Stabilizing Social Security without Raising Taxes – An article about how to fix the projected shortfall in Social Security. It’s inevitable that you’ll see more of these over the years because it seems unlikely that we’ll do anything anytime soon and the problem won’t go away on its own. My solution – do nothing and just accept that fact that, at some point, SS payments will be about 70% of what was promised. Maybe people that believe promises from the government will learn something from that experience.
THE REAL REASON YOUR CITY HAS NO MONEY – This article posits that most cities cannot afford to maintain their infrastructure and that the answer is to live in more dense communities. I don’t agree with their facts or their conclusions, but I thought it was interesting.

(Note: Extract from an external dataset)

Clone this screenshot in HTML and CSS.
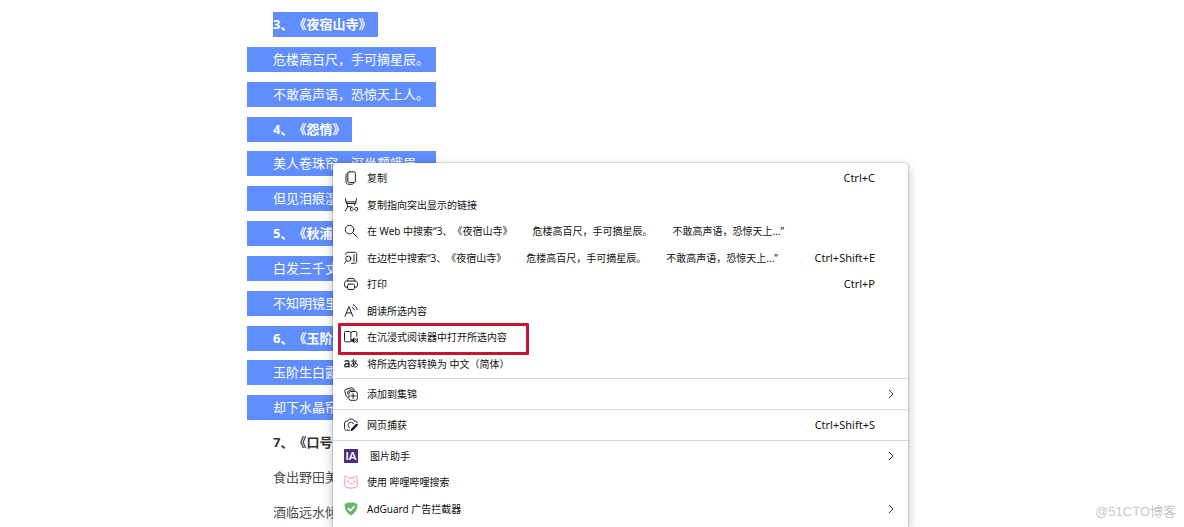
FILE: index.html
```html
<!DOCTYPE html>
<html lang="zh-CN">
<head>
<meta charset="utf-8">
<title>古诗</title>
<link rel="stylesheet" href="styles.css">
</head>
<body>
<article class="poems">
  <h2 class="line"><span class="mark first">3、《夜宿山寺》</span></h2>
  <p class="line"><span class="mark">危楼高百尺，手可摘星辰。</span></p>
  <p class="line"><span class="mark">不敢高声语，恐惊天上人。</span></p>
  <h2 class="line"><span class="mark">4、《怨情》</span></h2>
  <p class="line"><span class="mark">美人卷珠帘，深坐颦蛾眉。</span></p>
  <p class="line"><span class="mark">但见泪痕湿，不知心恨谁。</span></p>
  <h2 class="line"><span class="mark">5、《秋浦歌》</span></h2>
  <p class="line"><span class="mark">白发三千丈，缘愁似个长。</span></p>
  <p class="line"><span class="mark">不知明镜里，何处得秋霜。</span></p>
  <h2 class="line"><span class="mark">6、《玉阶怨》</span></h2>
  <p class="line"><span class="mark">玉阶生白露，夜久侵罗袜。</span></p>
  <p class="line"><span class="mark">却下水晶帘，玲珑望秋月。</span></p>
  <h2 class="line plain">7、《口号》</h2>
  <p class="line plain">食出野田美，</p>
  <p class="line plain">酒临远水倾。</p>
</article>

<div class="menu" role="menu">
  <div class="group main">
    <button class="item" role="menuitem">
      <svg class="icon" viewBox="0 0 14 14"><rect x="3.800" y=".8" width="7.600" height="10.800" rx="1.600"/><path d="M3.800 2.300C2.500 2.600 2 3.200 2 4.300v6.400c0 1.700 1 2.600 2.600 2.600h3.200c1 0 1.600-.5 2-1.600"/></svg>
      <span class="label">复制</span><kbd class="keys">Ctrl+C</kbd>
    </button>
    <button class="item" role="menuitem">
      <svg class="icon" viewBox="0 0 14 14"><path d="M1.500.5 2.400 5.500h9.200L12.500.5M2.100 3.900h9.800M3 5.500l.8 3.200h3.400M11 5.500l-.5 1.900M3.800 8.700 1.200 13"/><path d="M8.300 9.400H8a1.700 1.700 0 0 0 0 3.400h.3M11.700 9.400h.3a1.700 1.700 0 0 1 0 3.400h-.3M8.800 11.100h2.400"/></svg>
      <span class="label">复制指向突出显示的链接</span>
    </button>
    <button class="item" role="menuitem">
      <svg class="icon" viewBox="0 0 14 14"><circle cx="5.600" cy="5.600" r="4.300"/><path d="m8.800 8.800 4.300 4.300"/></svg>
      <span class="label">在 Web 中搜索“3、《夜宿山寺》　　危楼高百尺，手可摘星辰。　　不敢高声语，恐惊天上...”</span>
    </button>
    <button class="item" role="menuitem">
      <svg class="icon" viewBox="0 0 14 14"><path d="M1.800 3.800V3.200c0-1.200.7-1.900 1.900-1.900h7.100c1.200 0 1.900.7 1.900 1.900v7.200c0 1.200-.7 1.900-1.900 1.900H7.500M10 3.600v6.600"/><circle cx="4.300" cy="7.700" r="2.600"/><path d="M2.500 9.700.6 12.300"/></svg>
      <span class="label">在边栏中搜索“3、《夜宿山寺》　　危楼高百尺，手可摘星辰。　　不敢高声语，恐惊天上...”</span><kbd class="keys">Ctrl+Shift+E</kbd>
    </button>
    <button class="item" role="menuitem">
      <svg class="icon" viewBox="0 0 14 14"><path d="M3.500 4V2.800c0-.9.500-1.400 1.400-1.400h4.200c.9 0 1.400.5 1.400 1.400V4M3.500 10.200H2c-.9 0-1.400-.5-1.400-1.400V6.200C.6 4.800 1.300 4 2.700 4h8.600c1.400 0 2.100.8 2.100 2.200v2.600c0 .9-.5 1.400-1.400 1.400h-1.500"/><rect x="3.500" y="7.200" width="7" height="5.300" rx="1.300"/></svg>
      <span class="label">打印</span><kbd class="keys">Ctrl+P</kbd>
    </button>
    <button class="item" role="menuitem">
      <svg class="icon" viewBox="0 0 14 14"><path d="M1 12.300 4.900 2.500l3.900 9.800M2.400 8.900h5M8.300 3.500c1 .4 1.700 1.200 2 2.300M9.200.9c2.200.8 3.500 2.300 3.900 4.600"/></svg>
      <span class="label">朗读所选内容</span>
    </button>
    <button class="item boxed" role="menuitem">
      <svg class="icon" viewBox="0 0 14 14"><path d="M6.900 2.700v8.600M6.900 2.700C6.500 1.800 6 1.500 5 1.500H1.500c-.6 0-1 .4-1 1v8.300c0 .6.400 1 1 1H6M6.900 2.700c.4-.9.900-1.200 1.900-1.200h3c.6 0 1 .4 1 1v3.700"/><path class="solid" d="M7.200 9.200h1.200l2.100-1.900v6.200l-2.100-1.900H7.200z"/><path d="M11.800 9.100q.9 1.300 0 2.600M13 8q1.500 2.400 0 4.800"/></svg>
      <span class="label">在沉浸式阅读器中打开所选内容</span>
    </button>
    <button class="item" role="menuitem">
      <svg class="icon" viewBox="0 0 14 14"><path class="bold" d="M1 4.200c1.300-1 4-.9 4 1.200v4.500M5 6.500c-2.400 0-4.300.3-4.300 1.900 0 2 3.200 2.100 4.300-.1"/><path d="M7.200 4.100h5.300M9.300 2.300c-.3 2.500-.2 5 .6 7.500M11.700 5.200c-.5 2.400-1.700 4.400-3.500 4.400-1.700 0-1.300-3.200 2-3.500 4-.4 4.300 3.700.9 4.200"/></svg>
      <span class="label">将所选内容转换为 中文（简体）</span>
    </button>
  </div>
  <div class="group">
    <button class="item" role="menuitem">
      <svg class="icon" viewBox="0 0 14 14"><rect x="4.900" y="4.500" width="8.400" height="8.800" rx="1.800"/><path d="M9.100 6.500v4.800M6.700 8.900h4.800M3.600 10.400c-.9-.2-1.300-.8-1.600-1.800L.8 4.500c-.3-1.200.1-2 1.200-2.400L7.400.8c1.200-.3 2 .2 2.400 1.500M3.500 6.300c0-2.200 1-3.300 3-3.300h4.200"/></svg>
      <span class="label">添加到集锦</span><svg class="arrow" viewBox="0 0 6 10"><path d="m1 1 4 4-4 4"/></svg>
    </button>
  </div>
  <div class="group">
    <button class="item" role="menuitem">
      <svg class="icon" viewBox="0 0 14 14"><path d="M5.500 12.200H2.400C1.200 12.200.6 11.500.6 10.400V5c0-1.200.6-1.800 1.800-1.800h1.300l.9-1.500c.2-.4.500-.6 1-.6h2.800c.5 0 .8.200 1 .6l.9 1.500h1.300c1.200 0 1.800.6 1.800 1.600"/><path d="M5.700 9.900A3 3 0 1 1 9.800 6"/><path class="solid" d="m6.600 13.300.5-2.400 4.800-4.800c1.200-.9 2.500.4 1.600 1.600l-4.700 4.800z"/></svg>
      <span class="label">网页捕获</span><kbd class="keys">Ctrl+Shift+S</kbd>
    </button>
  </div>
  <div class="group extensions">
    <button class="item" role="menuitem">
      <span class="badge">IA</span>
      <span class="label inset">图片助手</span><svg class="arrow" viewBox="0 0 6 10"><path d="m1 1 4 4-4 4"/></svg>
    </button>
    <button class="item" role="menuitem">
      <svg class="icon pink" viewBox="0 0 14 14"><path d="M1.300 1.200c1-.3 2 .6 2.700 1.700h6c.7-1.100 1.700-2 2.700-1.700.5 1 .4 2.400.3 3.300.5 2 .5 4.500-.2 6.500-.4 1.200-1 1.700-2.200 1.800-2.400.3-4.800.3-7.200 0-1.200-.1-1.800-.6-2.200-1.800-.7-2-.7-4.500-.2-6.500-.1-.9-.2-2.300.3-3.300zM3 6.800l1.700-.6M11 6.800l-1.700-.6M5.300 8.700q.8.900 1.700 0 .9.900 1.700 0"/></svg>
      <span class="label">使用 哔哩哔哩搜索</span>
    </button>
    <button class="item" role="menuitem">
      <svg class="icon" viewBox="0 0 14 14"><path class="shield" d="M7 .5c2 0 4.300.4 6.300 1.400 0 2.200.5 7.800-6.300 11.700C.2 9.700.7 4.100.7 1.900 2.700.9 5 .5 7 .5z"/><path class="tick" d="m4.300 6.600 2.100 2.200 3.700-4.200"/></svg>
      <span class="label">AdGuard 广告拦截器</span><svg class="arrow" viewBox="0 0 6 10"><path d="m1 1 4 4-4 4"/></svg>
    </button>
  </div>
</div>
<div class="watermark">@51CTO博客</div>
</body>
</html>
```
FILE: styles.css
```css
*, *::after { box-sizing: border-box; }

body {
  position: relative;
  margin: 0;
  min-height: 100vh;
  background: #fff;
  font-family: "Noto Sans", "Noto Sans CJK SC", sans-serif;
  text-spacing-trim: space-all;
}

.poems {
  display: flex;
  flex-direction: column;
  justify-content: space-between;
  min-height: 100vh;
  padding: 12px 0 2px 247px;
  color: #4d4d4d;
}

.line {
  display: flex;
  margin: 0;
  font-size: 13px;
  font-weight: 400;
  line-height: 25px;
}

h2.line { font-weight: 700; color: #333; }

.mark {
  padding: 0 7px 0 26px;
  background: #608dff;
  color: #fff;
}

.mark.first { margin-left: 26px; padding-left: 0; }

.plain { padding-left: 26px; }

.menu {
  position: absolute;
  top: 163px;
  bottom: 0;
  left: 333px;
  width: 575px;
  padding-top: 2px;
  background: #fff;
  border-radius: 4px 4px 0 0;
  box-shadow: 0 0 2px rgba(0, 0, 0, .4), 0 4px 12px rgba(0, 0, 0, .25);
  clip-path: inset(-20px -20px 0);
}

.group {
  display: grid;
  grid-auto-rows: 1fr;
}

.group + .group {
  height: 31px;
  border-top: 1px solid #dadada;
}

.group.main { height: 213px; padding-bottom: 1px; }

.group.extensions { height: 82px; padding-top: 2px; }

.item {
  position: relative;
  display: flex;
  align-items: center;
  padding: 0 33px 0 11px;
  border: 0;
  background: none;
  color: #111;
  font-family: inherit;
  font-size: 10px;
  text-align: left;
  white-space: nowrap;
}

.boxed::after {
  content: "";
  position: absolute;
  top: -1px;
  left: 5px;
  width: 191px;
  height: 32px;
  border: 3px solid #c8142c;
  border-radius: 1px;
}

.icon {
  width: 14px;
  height: 14px;
  margin-right: 9px;
  fill: none;
  stroke: #222;
  stroke-width: 1;
  stroke-linecap: round;
  stroke-linejoin: round;
}

.icon .solid { fill: #111; stroke: none; }
.icon .bold { stroke-width: 1.3; }
.icon .shield { fill: #68b470; stroke: none; }
.icon .tick { stroke: #fff; stroke-width: 1.5; }
.icon.pink { stroke: #f58cab; }

.badge {
  width: 14px;
  margin-right: 9px;
  background: #4a2f7c;
  color: #fff;
  font-family: Lato, sans-serif;
  font-size: 11px;
  font-weight: 700;
  line-height: 14px;
  text-align: center;
}

.label { flex: 1; padding-bottom: 1px; }

.inset { padding-left: 3px; }

.keys { padding-bottom: 1px; font-family: inherit; font-size: 11px; }

.arrow {
  width: 6px;
  height: 10px;
  margin-right: -19px;
  fill: none;
  stroke: #333;
}

.watermark {
  position: absolute;
  right: 8px;
  bottom: 5px;
  color: #c8c8c8;
  font: 13px/20px "Liberation Sans", "Noto Sans CJK SC", sans-serif;
}
```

The great lint migration – You’ve quit using plastic bags; you’re recycling and composting virtually all your trash; and you’re feeling like you are living in harmony with the planet. Don’t be too sure yet. It looks like your recycled plastic fleece jackets are on a rampage of environmental terror!
Hazmat Suits and 500 Shelter Cats: Rare Flu Forces New York Quarantine – I had no idea that they quarantined cats with the flu. Apparently there is a big cat flu going around.
Hugh Hewitt on the Interest Deduction – OK, I don’t think anyone on my list is going to find this interesting. It’s a blog post by an economics professor in California. I included it because I got mentioned at the end with a hat tip. I think that it is cool that you can reach out to authors and creators online and engage in conversations with them. Heck, Kathy once invited an author and his wife to stay as a guest at our house. It’s a small, weird, fun world.
By the way, the comment I made to the blog posting professor (David Henderson) was that in the original article, Hugh Hewitt was arguing against eliminating the home interest deduction because it would lower house prices by 10-15%. I was amused to see that someone thinking that lowering housing costs was a bad thing. I guess that as a homeowner, his perspective was so focused on the value of his home that he failed to see it from the perspective of potential home buyers.